Struggling when the ex works abroad

In my dreams, I sometimes see the words "equal access". I have visions of insane things like free weekends, something I haven't had for so long I'm baffled to think what I would do with one. I am a single parent of the very single sort.

When our son, William, was three, my husband, Alex, and I got divorced. My ex now lives and works abroad. Hence our access agreements tend to run along the lines of: "We'll be arriving at 1700 hours at Sarajevo airport," rather than, "Can you take the kid to Legoland?"

While Alex makes every effort to spend time with William, now six, visits have to be scheduled around any number of foreign elections, toppling dictators or outbreaks of war. I don't hold Alex to blame for this, but I do have to live with the knock-on effects.

Time is a big problem. Hobbies? I don't think bi-annual yoga or hoovering really count. I realised that even a time-management guru would be hard pressed to find spare corners of the day which are not already chock-a-block with domestic activity, child-rearing or trying to earn a living as a writer.

It has been very acute this past term as William, who is autistic, has been trying an integration programme at a mainstream school, meaning he has been in class for one and a half hours a day. The rest of the time he has been with me and, delightful as he is, filling up the rest of the day with activities and extra tuition has come close to sending me to an early grave. I have been writing through the night, a practice which has proved very bad for my health.

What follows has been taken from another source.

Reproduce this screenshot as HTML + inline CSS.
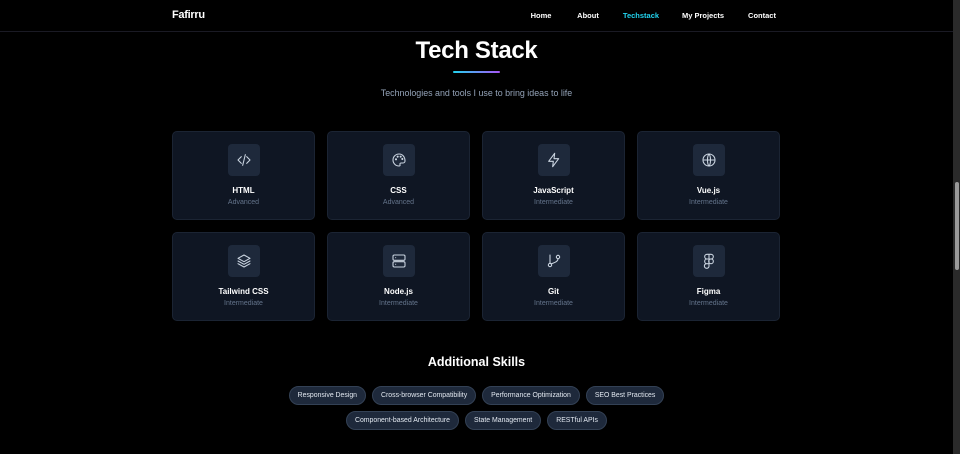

William doesn't appear to be emotionally scarred by his father coming and going - he seems to define "Daddy" as a person who appears and then vanishes - but it would be hard to argue that he is not emotionally deprived. And being a single parent can be very lonely. My son had his annual review at school last week and I wished my ex-husband had been there so I would have had the option of running out of the room, screaming, knowing Alex could give me a polite interpretation afterwards.

Instead, I was doomed to stay and hear the unhappy news alone - that my autistic child had failed to integrate into his mainstream school. To my shame, I burst into tears and probably confirmed every stereotype of the struggling single mother, failing to make it on her own.

Yes, I wish there were two of us to share William. But then Alex would be a different person and I might not have fallen in love with him. We are doing the best we can: more legislation is not going to help. But I still wouldn't say "no" to the odd free weekend.